### Goal of the exercise
Sort through the data and copy the lines holding the word "React".

--- Supplied material ---

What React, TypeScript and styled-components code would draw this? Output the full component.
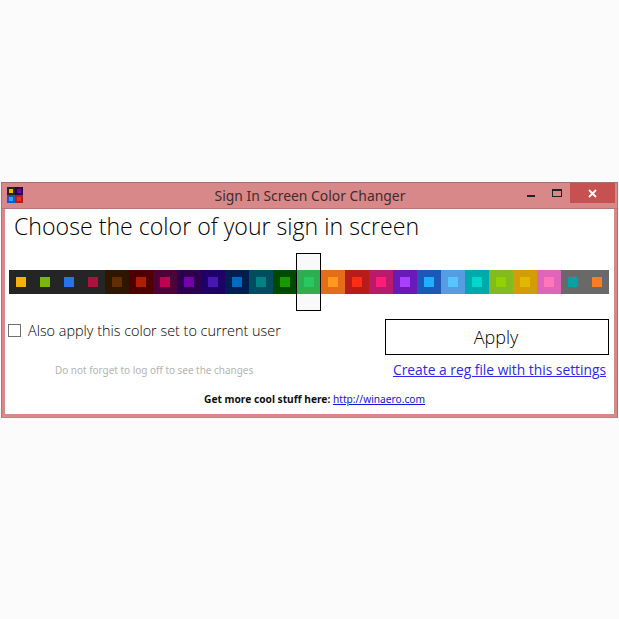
import React from "react";
import styled, { createGlobalStyle } from "styled-components";

const Global = createGlobalStyle`
  html, body { margin: 0; padding: 0; background: #fbfbfb; }
  body { font-family: "Open Sans", "Noto Sans", sans-serif; }
`;

const Page = styled.div`
  width: 619px;
  height: 619px;
  padding: 182px 0 0 1px;
  box-sizing: border-box;
`;

const Window = styled.div`
  width: 617px;
  height: 236px;
  box-sizing: border-box;
  display: flex;
  flex-direction: column;
  background: #d9888a;
  border: 1px solid #ad7376;
  border-top-color: #ab6f72;
  border-bottom-color: #c98084;
  padding: 0 3px 3px;
`;

const TitleBar = styled.div`
  position: relative;
  height: 25px;
  flex: none;
  display: flex;
  align-items: center;
  justify-content: center;
  border-bottom: 1px solid #b87478;
  box-sizing: content-box;
  margin: 0 -3px;
`;

const TitleText = styled.span`
  font-family: "Noto Sans", sans-serif;
  font-size: 13.9px;
  color: #3d2d2e;
  margin-top: -1px;
  margin-left: 1px;
`;

const AppIcon = styled.svg`
  position: absolute;
  left: 5px;
  top: 4px;
`;

const WindowButtons = styled.div`
  position: absolute;
  right: 2px;
  top: 0;
  display: flex;
  height: 20px;
`;

const WindowButton = styled.div<{ $w: number; $close?: boolean }>`
  width: ${(p) => p.$w}px;
  height: 20px;
  display: flex;
  align-items: center;
  justify-content: center;
  background: ${(p) => (p.$close ? "#c75050" : "transparent")};
`;

const Content = styled.div`
  flex: 1;
  background: #ffffff;
  padding: 0 5px 0 4px;
  display: flex;
  flex-direction: column;
`;

const Heading = styled.h1`
  margin: 0 0 0 5px;
  height: 61px;
  box-sizing: border-box;
  font-family: "Open Sans", sans-serif;
  font-size: 23.15px;
  font-weight: 300;
  line-height: 34px;
  color: #000;
  white-space: nowrap;
`;

const Strip = styled.div`
  position: relative;
  display: flex;
  width: 600px;
  height: 24px;
`;

const Swatch = styled.div<{ $outer: string; $inner: string }>`
  width: 24px;
  height: 24px;
  display: flex;
  align-items: center;
  justify-content: center;
  background: ${(p) => p.$outer};
  &::after {
    content: "";
    width: 10px;
    height: 10px;
    background: ${(p) => p.$inner};
  }
`;

const Selection = styled.div`
  position: absolute;
  left: 287px;
  top: -17px;
  width: 25px;
  height: 58px;
  box-sizing: border-box;
  border: 1px solid #000;
  background: linear-gradient(
    to bottom,
    #f9f9f9 0 16px,
    transparent 16px 40px,
    #f9f9f9 40px
  );
`;

const Options = styled.div`
  display: flex;
  justify-content: space-between;
  margin-top: 25px;
  height: 67px;
`;

const LeftColumn = styled.div`
  display: flex;
  flex-direction: column;
`;

const CheckRow = styled.label`
  display: flex;
  align-items: center;
  gap: 7px;
  height: 22px;
  margin-left: -1px;
`;

const CheckBox = styled.span`
  width: 13px;
  height: 13px;
  box-sizing: border-box;
  border: 1px solid #707070;
  background: #fff;
`;

const CheckLabel = styled.span`
  font-size: 14.4px;
  font-family: "Open Sans", sans-serif;
  font-weight: 300;
  color: #000;
  white-space: nowrap;
`;

const Hint = styled.div`
  margin: 22px 0 0 46px;
  font-family: "Noto Sans", sans-serif;
  font-size: 9.95px;
  line-height: 14px;
  color: #b4b4b4;
  white-space: nowrap;
`;

const RightColumn = styled.div`
  width: 224px;
  display: flex;
  flex-direction: column;
  align-items: flex-end;
`;

const ApplyButton = styled.button`
  width: 224px;
  height: 36px;
  padding: 0 2px 0 0;
  box-sizing: border-box;
  border: 1px solid #000;
  background: #fff;
  font-family: "Open Sans", sans-serif;
  font-weight: 300;
  font-size: 18px;
  color: #000;
`;

const RegLink = styled.a`
  margin: 5px 3px 0 0;
  font-family: "Open Sans", sans-serif;
  font-weight: 400;
  font-size: 13.8px;
  line-height: 20px;
  color: #2a2aee;
  text-decoration: underline;
  white-space: nowrap;
`;

const Footer = styled.div`
  margin-top: 6px;
  text-align: center;
  font-family: "Noto Sans", sans-serif;
  font-size: 10.2px;
  font-weight: 700;
  line-height: 14px;
  color: #111;
  padding-left: 11px;
  white-space: nowrap;
`;

const FooterLink = styled.a`
  font-weight: 400;
  color: #1414d8;
  text-decoration: underline;
`;

const swatches: [string, string][] = [
  ["#252525", "#f4b300"],
  ["#252525", "#78ba00"],
  ["#252525", "#2673ec"],
  ["#252525", "#ae113d"],
  ["#2e1700", "#632f00"],
  ["#4e0000", "#b01e00"],
  ["#4e0038", "#c1004f"],
  ["#2d004e", "#7200ac"],
  ["#1f0068", "#4617b4"],
  ["#001e4e", "#006ac1"],
  ["#004d60", "#008287"],
  ["#004a00", "#199900"],
  ["#2fae4f", "#26c85f"],
  ["#e56c19", "#ff981d"],
  ["#b81b1b", "#ff2e12"],
  ["#b81b6c", "#ff1d77"],
  ["#691bb8", "#aa40ff"],
  ["#1b58b8", "#1fafff"],
  ["#569ce3", "#56c5ff"],
  ["#00aaaa", "#00d8cc"],
  ["#83ba1f", "#91d100"],
  ["#d39d09", "#e1b700"],
  ["#e064b7", "#ff76bc"],
  ["#696969", "#00a3a3"],
  ["#696969", "#fe7c22"],
];

export default function App() {
  return (
    <Page>
      <Global />
      <Window>
        <TitleBar>
          <AppIcon width="16" height="16" viewBox="0 0 16 16">
            <rect x="0" y="0" width="8" height="8" fill="#252525" />
            <rect x="8" y="0" width="8" height="8" fill="#2d004e" />
            <rect x="0" y="8" width="8" height="8" fill="#1b58b8" />
            <rect x="8" y="8" width="8" height="8" fill="#b81b1b" />
            <rect x="2" y="2" width="4" height="4" fill="#f4b300" />
            <rect x="10" y="2" width="4" height="4" fill="#7200ac" />
            <rect x="2" y="10" width="4" height="4" fill="#1fafff" />
            <rect x="10" y="10" width="4" height="4" fill="#ff2e12" />
          </AppIcon>
          <TitleText>Sign In Screen Color Changer</TitleText>
          <WindowButtons>
            <WindowButton $w={26}>
              <svg width="10" height="10" viewBox="0 0 10 10">
                <rect x="1" y="7" width="8" height="2" fill="#222" />
              </svg>
            </WindowButton>
            <WindowButton $w={26}>
              <svg width="10" height="8" viewBox="0 0 10 8">
                <rect x="0.5" y="0.5" width="9" height="7" fill="none" stroke="#222" />
                <rect x="0" y="0" width="10" height="2" fill="#222" />
              </svg>
            </WindowButton>
            <WindowButton $w={45} $close>
              <svg width="9" height="9" viewBox="0 0 9 9">
                <path d="M1 1 L8 8 M8 1 L1 8" stroke="#fff" strokeWidth="1.8" />
              </svg>
            </WindowButton>
          </WindowButtons>
        </TitleBar>
        <Content>
          <Heading>Choose the color of your sign in screen</Heading>
          <Strip>
            {swatches.map(([outer, inner], i) => (
              <Swatch key={i} $outer={outer} $inner={inner} />
            ))}
            <Selection />
          </Strip>
          <Options>
            <LeftColumn>
              <CheckRow>
                <CheckBox />
                <CheckLabel>Also apply this color set to current user</CheckLabel>
              </CheckRow>
              <Hint>Do not forget to log off to see the changes</Hint>
            </LeftColumn>
            <RightColumn>
              <ApplyButton>Apply</ApplyButton>
              <RegLink href="#">Create a reg file with this settings</RegLink>
            </RightColumn>
          </Options>
          <Footer>
            Get more cool stuff here: <FooterLink href="#">http://winaero.com</FooterLink>
          </Footer>
        </Content>
      </Window>
    </Page>
  );
}
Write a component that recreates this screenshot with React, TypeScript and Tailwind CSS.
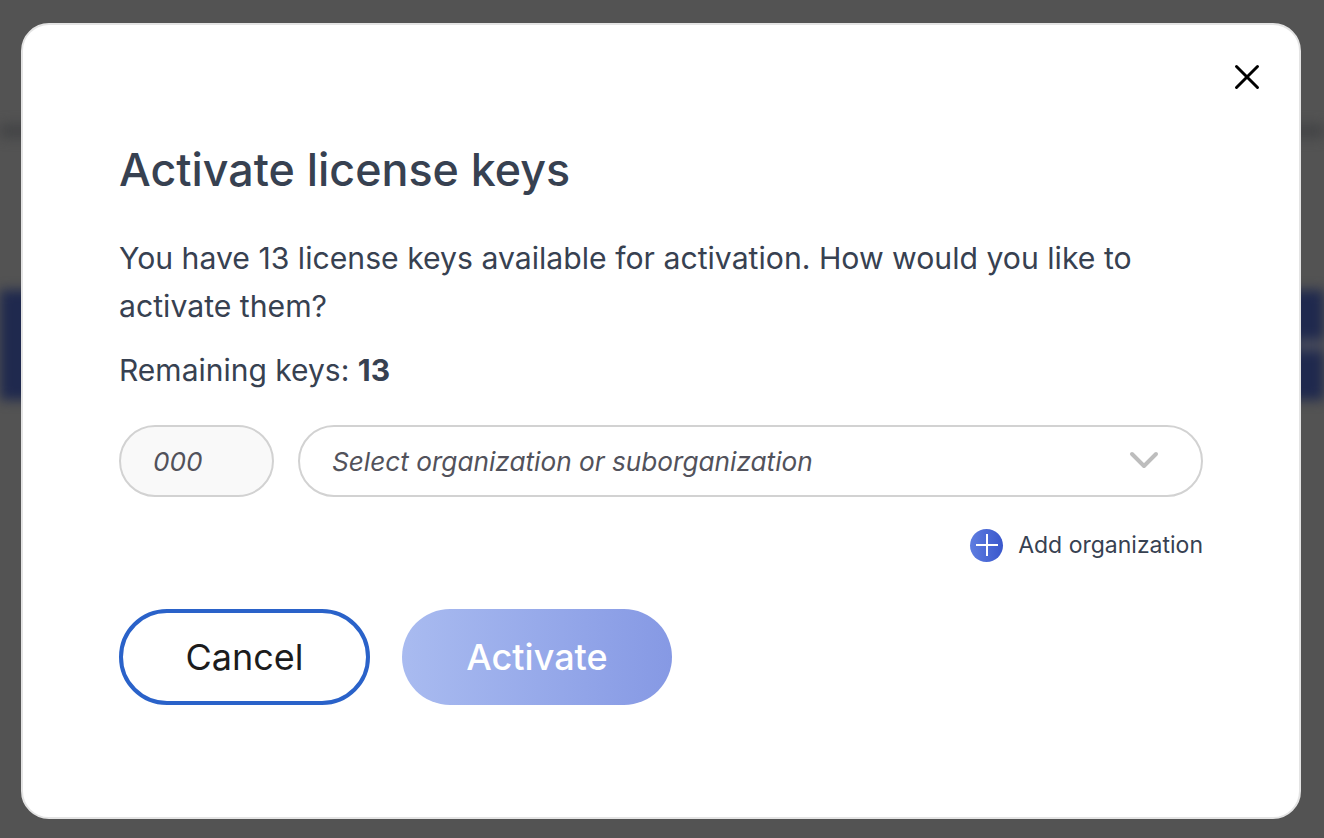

---

### Output of the task
What React, TypeScript and styled-components code would draw this? Output the full component.
import React from "react";
Write a component that recreates this screenshot with React, TypeScript and Tailwind CSS.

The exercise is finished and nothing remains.